What route you'll take will depend on how you like to work as an artist. Most artists already have an established workflow, and they'll definitely be more productive if they can maintain that workflow. If they're targeting an specific console, they should definitely keep the limitations in mind, knowing that the final result should strictly conform to them, or deal with any degradation introduced by automated conversion. If you're new to this, doesn't have a workflow, and just want to plot pixels, then by all means, draw all your graphics in YY-CHR or something, where you'll be constrained to tiles and palettes all the way.
Let's find out how did they make those complex backgrounds.

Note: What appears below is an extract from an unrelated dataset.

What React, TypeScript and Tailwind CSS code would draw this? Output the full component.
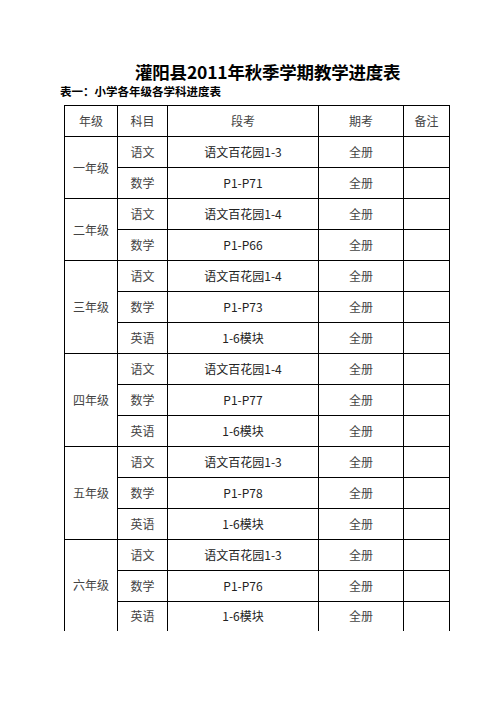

I'm pretty sure that the artist is more important than the tools. A good artist will make do with the crappiest of tools, but not even the best software in the world will improve the work of a bad artist. Hunting down the obsolete computer and floppy disk with the software they used to make the Nekketsu games will NOT instantly allow you to draw the same kind of graphics (just like using the same assembler used for SMB3 will not instantly allow you to create an engine as good as that game's), but if you study the graphics well and really understand what makes them any good, you'll probably be able to create similar art no matter the software. Most artists will prefer to use their tools of choice though, in order to achieve the best possible result in the smallest amount of time.